__Task directions__.
From the first line of the listing below to the line with "number; to: number;", print each line exactly, and nothing more. Leave out the pictures.

__Data__.
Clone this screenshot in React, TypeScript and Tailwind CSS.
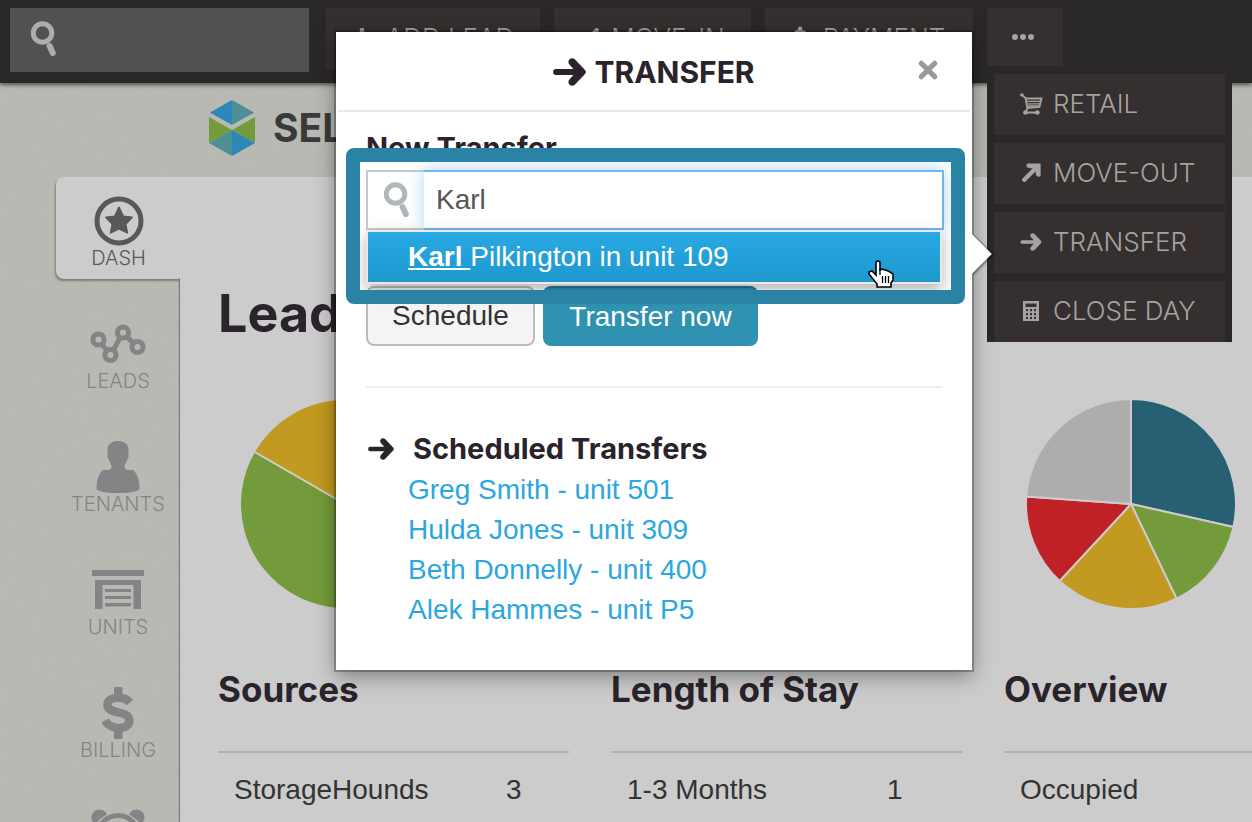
import { ReactNode, useState } from "react"

type Slice = { from: number; to: number; color: string }

type Report = {
  title: string
  slices: Slice[]
  row: string
  count?: string
  rowClass: string
}

const REPORTS: Report[] = [
  {
    title: "Sources",
    slices: [
      { from: 0, to: 120, color: "#276073" },
      { from: 120, to: 300, color: "#739b3b" },
      { from: 300, to: 360, color: "#c29a21" },
    ],
    row: "StorageHounds",
    count: "3",
    rowClass: "w-[288px] pl-4",
  },
  {
    title: "Length of Stay",
    slices: [
      { from: 0, to: 200, color: "#276073" },
      { from: 200, to: 360, color: "#739b3b" },
    ],
    row: "1-3 Months",
    count: "1",
    rowClass: "w-[276px] pl-4",
  },
  {
    title: "Overview",
    slices: [
      { from: 0, to: 102.6, color: "#276073" },
      { from: 102.6, to: 154.3, color: "#739b3b" },
      { from: 154.3, to: 222.8, color: "#c29a21" },
      { from: 222.8, to: 274.1, color: "#c02126" },
      { from: 274.1, to: 360, color: "#adadad" },
    ],
    row: "Occupied",
    rowClass: "w-[288px] pl-4",
  },
]

const TRANSFERS = [
  "Greg Smith - unit 501",
  "Hulda Jones - unit 309",
  "Beth Donnelly - unit 400",
  "Alek Hammes - unit P5",
]

const point = (deg: number) => {
  const rad = (deg * Math.PI) / 180
  return `${105 + 105 * Math.sin(rad)} ${105 - 105 * Math.cos(rad)}`
}

const Pie = ({ slices }: { slices: Slice[] }) => (
  <svg viewBox="0 0 210 210" className="ml-[22px] size-[210px]">
    {slices.map(({ from, to, color }) => (
      <path
        key={from}
        d={`M105 105 L${point(from)} A105 105 0 ${to - from > 180 ? 1 : 0} 1 ${point(to)} Z`}
        fill={color}
        stroke="#cccccc"
        strokeWidth="2"
      />
    ))}
  </svg>
)

const SearchIcon = () => (
  <svg viewBox="0 0 26 36" className="h-9 w-[26px]" fill="none" stroke="currentColor">
    <circle cx="11.500" cy="12" r="9.300" strokeWidth="5" />
    <path d="M18.600 25 L21.800 32" strokeWidth="6" strokeLinecap="round" />
  </svg>
)

const ArrowIcon = ({ className }: { className: string }) => (
  <svg viewBox="0 0 33 28" className={className}>
    <path d="M3 14 H24" stroke="currentColor" strokeWidth="5.8" strokeLinecap="round" />
    <path
      d="M16.6 1.2 C18 0 20.4 0 22 1.6 L32 12 Q33.6 14 32 16 L22 26.400 C20.400 28 18 28 16.600 26.800 C15 25.400 15 23 16.400 21.600 L23 14 L16.400 6.400 C15 5 15 2.600 16.600 1.200 Z"
      fill="currentColor"
    />
  </svg>
)

const DiagonalIcon = ({ className }: { className: string }) => (
  <svg viewBox="0 0 19 19" className={className}>
    <path d="M2.300 16.700 L14 5" stroke="currentColor" strokeWidth="4.400" strokeLinecap="round" />
    <path
      d="M6 0.400 H18.600 V12 C18.600 14.200 14.800 14.600 14.200 12 L13 6 L6.400 4.800 C3.600 4 4.200 0.800 6 0.400 Z"
      fill="currentColor"
    />
  </svg>
)

const PlusIcon = () => (
  <svg viewBox="0 0 20 20" className="size-5">
    <path d="M10 2 V18 M2 10 H18" stroke="currentColor" strokeWidth="4.400" strokeLinecap="round" />
  </svg>
)

const DollarIcon = ({ className }: { className: string }) => (
  <svg viewBox="0 0 32 52" className={className}>
    <rect x="12" y="0" width="8.500" height="12" rx="1.500" fill="currentColor" />
    <rect x="12" y="40" width="8.500" height="12" rx="1.500" fill="currentColor" />
    <path
      d="M28 15.500 C23 9.500 6 8.500 5.500 17.500 C5.500 28.500 27.500 22 27.500 34 C26.500 43.500 8 43 3 33.500"
      fill="none"
      stroke="currentColor"
      strokeWidth="8.500"
    />
  </svg>
)

const CartIcon = () => (
  <svg viewBox="0 0 23 22" className="h-[22px] w-[23px]" fill="none" stroke="currentColor">
    <path d="M2 2 L5.500 5 L7.400 15.500 L5.500 19.500 H17" strokeWidth="1.800" />
    <path d="M6 5.500 H21.500 L19.500 14 L7.500 15.200" strokeWidth="1.800" />
    <path d="M7 8.400 H20.500 M7.500 10.800 H20 M8 13 H19.500" strokeWidth="1.300" />
    <circle cx="1.800" cy="1.900" r="1.700" fill="currentColor" stroke="none" />
    <circle cx="5.400" cy="19.500" r="2.300" fill="currentColor" stroke="none" />
    <circle cx="17.400" cy="19.500" r="2.300" fill="currentColor" stroke="none" />
  </svg>
)

const CalculatorIcon = () => (
  <svg viewBox="0 0 16 20" className="h-5 w-4">
    <path
      fillRule="evenodd"
      fill="currentColor"
      d="M0 0H16V20H0Z M2.500 2.500V6H13.500V2.500Z M3 8V10.200H5V8Z M7 8V10.200H9V8Z M11 8V10.200H13V8Z M3 12V14.200H5V12Z M7 12V14.200H9V12Z M11 12V14.200H13V12Z M3 16V18H5V16Z M7 16V18H9V16Z M11 16V18H13V16Z"
    />
  </svg>
)

const DashIcon = () => (
  <svg viewBox="0 0 50 50" className="size-[50px]">
    <circle cx="25" cy="25" r="22" fill="none" stroke="currentColor" strokeWidth="5" />
    <path
      d="M25 11.500 L29.200 20.300 L38 21.400 L31.600 28 L33.300 36.800 L25 32.600 L16.700 36.800 L18.400 28 L12 21.400 L20.800 20.300 Z"
      fill="currentColor"
      stroke="currentColor"
      strokeWidth="1.800"
      strokeLinejoin="round"
    />
  </svg>
)

const LeadsIcon = () => (
  <svg viewBox="0 0 56 40" className="h-10 w-14" fill="none" stroke="currentColor">
    <path d="M12 20.500 L16.500 26 M24 25 L29.500 14.500 M37.500 13 L42 18" strokeWidth="5" />
    <g strokeWidth="5">
      <circle cx="8.500" cy="15.500" r="5.600" />
      <circle cx="20.500" cy="31" r="5.600" />
      <circle cx="33" cy="8.500" r="5.600" />
      <circle cx="47.500" cy="23" r="5.600" />
    </g>
  </svg>
)

const TenantsIcon = () => (
  <svg viewBox="0 0 44 52" className="h-[52px] w-11">
    <path
      d="M22 0 C29 0 32.500 3.500 32.500 9 V13 C33 15 32.500 17 31.500 18 C31 21 28.500 23 28.500 25.500 C28.500 28 30 29 32 29 H37 C41 32 43.500 39 43.500 47.500 C43.500 50 36 52 22 52 C8 52 0.500 50 0.500 47.500 C0.500 39 3 32 7 29 H12 C14 29 15.500 28 15.500 25.500 C15.500 23 13 21 12.500 18 C11.500 17 11 15 11.500 13 V9 C11.500 3.500 15 0 22 0 Z"
      fill="currentColor"
    />
  </svg>
)

const UnitsIcon = () => (
  <svg viewBox="0 0 52 40" className="h-10 w-[52px]">
    <path
      d="M0 0H52V6H0Z M3 10H49V39H41.500V15H10.500V39H3Z M13 19H39V22H13Z M13 26H39V29H13Z M13 33H39V36.500H13Z"
      fill="currentColor"
    />
  </svg>
)

const ClockIcon = () => (
  <svg viewBox="0 0 54 54" className="size-[54px]">
    <circle cx="8.500" cy="8.500" r="8" fill="currentColor" />
    <circle cx="45.500" cy="8.500" r="8" fill="currentColor" />
    <circle cx="27" cy="29" r="26" fill="#b8b9b3" />
    <circle cx="27" cy="27" r="20.500" fill="none" stroke="currentColor" strokeWidth="5" />
    <path d="M27 16 V28 H36" fill="none" stroke="currentColor" strokeWidth="4" />
  </svg>
)

const LogoIcon = () => (
  <svg viewBox="0 0 46 56" className="h-14 w-[46px]">
    <path d="M23 0 V25 L1 12.500 Z" fill="#2e88b7" />
    <path d="M23 0 V25 L45 12.500 Z" fill="#4c9094" />
    <path d="M0 17 L23 30 L0 43 Z" fill="#739b3b" />
    <path d="M46 17 L23 30 L46 43 Z" fill="#739b3b" />
    <path d="M23 30 V56 L0 43 Z" fill="#4c9094" />
    <path d="M23 30 V56 L46 43 Z" fill="#2e88b7" />
  </svg>
)

const HandCursor = () => (
  <svg viewBox="0 0 26 28" className="h-7 w-[26px]">
    <path
      d="M8 2 Q10 0 12 2 V10 L14 9 L17 10 L19 10.500 L22 12 L25 14 V20 L23 23 V27 H9 V24 L5 19 L1 14 V12 L4 11 L8 15 Z"
      fill="#ffffff"
      stroke="#000000"
      strokeWidth="1.600"
    />
    <path d="M14.500 16 V23 M17.500 16 V23 M20.500 16 V23 M12 9 V15" stroke="#000000" strokeWidth="1.300" />
  </svg>
)

const ToolbarButton = ({ className, children }: { className: string; children: ReactNode }) => (
  <button
    className={`flex h-[61px] shrink-0 items-center justify-center bg-[#35302f] pb-0.5 text-[26px] font-light ${className}`}
  >
    {children}
  </button>
)

const MenuItem = ({ icon, label }: { icon: ReactNode; label: string }) => (
  <button className="flex h-[61px] items-center gap-2 bg-[#35302f] pb-0.5 pl-[23px] text-[26px] font-light whitespace-nowrap">
    <span className="flex w-7 justify-center">{icon}</span>
    {label}
  </button>
)

const NavItem = ({ icon, label, active }: { icon: ReactNode; label?: string; active?: boolean }) => (
  <a
    href="#"
    className={`flex h-[102px] flex-col items-center rounded-l-lg pt-[19px] ${
      active
        ? "relative -mr-px bg-[#cccccc] text-[#585856] shadow-[-1px_2px_2px_#7d7d7a]"
        : "text-[#838486]"
    }`}
  >
    <span className="flex h-[50px] items-center">{icon}</span>
    <span className="text-xl leading-6 font-light">{label}</span>
  </a>
)

const Header = () => (
  <header className="relative z-10 flex h-[83px] items-start gap-3.5 bg-[#2a2826] px-2.5 pt-2 text-[#a5a3a1] shadow-[0_2px_4px_#555552]">
    <label className="mr-[3px] flex h-16 w-[299px] shrink-0 bg-[#52514f] pl-[21px] text-[#adadad]">
      <span className="pt-[13px]">
        <SearchIcon />
      </span>
      <input aria-label="Search" className="min-w-0 flex-1 bg-transparent px-3 text-[28px] outline-none" />
    </label>
    <ToolbarButton className="w-[214px] gap-3.5">
      <PlusIcon />
      ADD LEAD
    </ToolbarButton>
    <ToolbarButton className="w-[197px] gap-3">
      <DiagonalIcon className="size-[19px] rotate-180" />
      MOVE-IN
    </ToolbarButton>
    <ToolbarButton className="w-[208px] gap-4">
      <DollarIcon className="h-6 w-3.5" />
      PAYMENT
    </ToolbarButton>
    <div className="relative">
      <button
        aria-label="More"
        className="flex h-[58px] w-[76px] items-center justify-center gap-[2px] bg-[#35302f] pr-1"
      >
        <span className="size-[6px] rounded-sm bg-[#a5a3a1]" />
        <span className="size-[6px] rounded-sm bg-[#a5a3a1]" />
        <span className="size-[6px] rounded-sm bg-[#a5a3a1]" />
      </button>
      <div className="absolute top-full left-0 flex w-[245px] flex-col gap-2 bg-[#2a2826] px-[7px] pt-2">
        <MenuItem icon={<CartIcon />} label="RETAIL" />
        <MenuItem icon={<DiagonalIcon className="size-[19px]" />} label="MOVE-OUT" />
        <MenuItem icon={<ArrowIcon className="h-[18px] w-[22px]" />} label="TRANSFER" />
        <MenuItem icon={<CalculatorIcon />} label="CLOSE DAY" />
      </div>
    </div>
  </header>
)

const TransferDialog = () => {
  const [tenant, setTenant] = useState("Karl")

  return (
    <section
      role="dialog"
      aria-label="Transfer"
      className="absolute top-8 left-[336px] z-20 w-[636px] bg-white text-[28px] shadow-[0_0_0_2px_rgba(0,0,0,0.25),0_6px_20px_rgba(0,0,0,0.4)]"
    >
      <span className="absolute top-[208px] -right-3.5 size-7 rotate-45 bg-white shadow-[2px_-1px_2px_rgba(0,0,0,0.4)]" />
      <div className="relative bg-white">
        <div className="relative mx-0.5 flex h-20 items-center justify-center gap-2 border-b-2 border-[#e8e8e8] pt-0.5 text-[#2b232b]">
          <ArrowIcon className="h-7 w-[33px]" />
          <h2 className="font-[Inter] text-[30px] font-bold">TRANSFER</h2>
          <button aria-label="Close" className="absolute top-7 right-8 text-[#999999]">
            <svg viewBox="0 0 18 18" className="size-5">
              <path d="M3 3 L15 15 M15 3 L3 15" stroke="currentColor" strokeWidth="4.600" strokeLinecap="round" />
            </svg>
          </button>
        </div>

        <div className="px-[30px] pt-4 pb-10">
          <h3 className="mb-0.5 font-[Inter] text-[29px] leading-10 font-bold text-[#2b232b]">New Transfer</h3>
          <label className="-mr-0.5 flex h-[60px]">
            <span className="flex w-[58px] items-center justify-center border-2 border-r-0 border-[#c8c8c8] pl-0.5 text-[#b0b8bb]">
              <SearchIcon />
            </span>
            <input
              aria-label="Tenant"
              value={tenant}
              onChange={(e) => setTenant(e.target.value)}
              className="min-w-0 flex-1 border-2 border-l-0 border-[#72b6ee] bg-white px-3 text-[#555555] shadow-[0_0_16px_rgba(114,182,238,0.6)] outline-none"
            />
          </label>
          <div className="relative border-2 border-[#e9e9e9] shadow-[0_6px_14px_rgba(0,0,0,0.3)]">
            <button className="flex h-[50px] w-full items-center bg-linear-to-b from-[#28a9e4] to-[#1e98ce] pl-10 text-white">
              <span className="whitespace-pre">
                <b className="underline decoration-2 underline-offset-2">Karl </b>Pilkington in unit 109
              </span>
            </button>
          </div>
          <div className="mt-0.5 flex gap-2">
            <button className="h-[60px] w-[169px] rounded-lg border-2 border-[#bbbbbb] bg-[#f4f4f4] text-[#333333]">
              Schedule
            </button>
            <button className="h-[60px] w-[215px] rounded-lg border-t-2 border-[#267a96] bg-[#2f92b1] text-white">
              Transfer now
            </button>
          </div>

          <hr className="mt-10 border-t-2 border-[#eeeeee]" />

          <h3 className="mt-10 flex h-[42px] items-center gap-[19px] pl-0.5 font-[Inter] text-[29px] font-bold text-[#2b232b]">
            <ArrowIcon className="h-[22px] w-[26px]" />
            Scheduled Transfers
          </h3>
          <ul className="pl-[42px] leading-10 text-[#2ba7e0]">
            {TRANSFERS.map((transfer) => (
              <li key={transfer}>
                <a href="#">{transfer}</a>
              </li>
            ))}
          </ul>
        </div>
      </div>

      {/* callout frame around the search field */}
      <div className="pointer-events-none absolute top-[116px] right-[7px] left-2.5 h-[156px] rounded-lg border-14 border-[#2a83a5]" />
      <div className="pointer-events-none absolute top-[228px] right-[78px]">
        <HandCursor />
      </div>
    </section>
  )
}

export default function App() {
  return (
    <div className="relative h-screen overflow-hidden bg-[#b8b9b3] font-['Liberation_Sans',sans-serif]">
      <svg className="absolute h-full w-full opacity-5" aria-hidden="true">
        <filter id="paper">
          <feTurbulence type="fractalNoise" baseFrequency="0.1" numOctaves="3" />
          <feColorMatrix type="saturate" values="0" />
        </filter>
        <rect width="100%" height="100%" filter="url(#paper)" />
      </svg>

      <div className="font-[Inter]">
        <Header />
      </div>

      <div className="relative flex h-[94px] items-center gap-[18px] pb-1 pl-[209px]">
        <LogoIcon />
        <span className="font-[Inter] text-[39px] font-bold text-[#3a3a3b]">SELF</span>
      </div>

      <div className="relative flex pl-14">
        <nav className="flex w-[124px] shrink-0 flex-col gap-[21px] font-[Inter]">
          <NavItem icon={<DashIcon />} label="DASH" active />
          <NavItem icon={<LeadsIcon />} label="LEADS" />
          <NavItem icon={<TenantsIcon />} label="TENANTS" />
          <NavItem icon={<UnitsIcon />} label="UNITS" />
          <NavItem icon={<DollarIcon className="h-[52px] w-8" />} label="BILLING" />
          <NavItem icon={<ClockIcon />} />
        </nav>

        <main className="relative min-w-0 flex-1 bg-[#cccccc] pt-[105px] pl-[38px] shadow-[-1px_1px_1px_#777775]">
          {/* covers the panel edge where the active tab joins it */}
          <span className="absolute top-0 -left-1.5 h-[101px] w-2 bg-[#cccccc]" />
          <h1 className="font-[Inter] text-[52px] leading-16 font-bold text-[#2b232b]">Leads</h1>
          <div className="mt-[53px] flex gap-[42px]">
            {REPORTS.map(({ title, slices, row, count, rowClass }) => (
              <section key={title} className="w-[351px] shrink-0">
                <Pie slices={slices} />
                <h2 className="mt-14 mb-[38px] font-[Inter] text-[35px] leading-12 font-bold text-[#2b232b]">
                  {title}
                </h2>
                <table className="w-full border-t-2 border-[#b1b1b1] text-[28px] text-[#333333]">
                  <tbody>
                    <tr className="h-[74px]">
                      <td className={rowClass}>{row}</td>
                      <td>{count}</td>
                    </tr>
                  </tbody>
                </table>
              </section>
            ))}
          </div>
        </main>
      </div>

      <TransferDialog />
    </div>
  )
}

__Exercise result__.
Clone this screenshot in React, TypeScript and Tailwind CSS.
import { ReactNode, useState } from "react"

type Slice = { from: number; to: number; color: string }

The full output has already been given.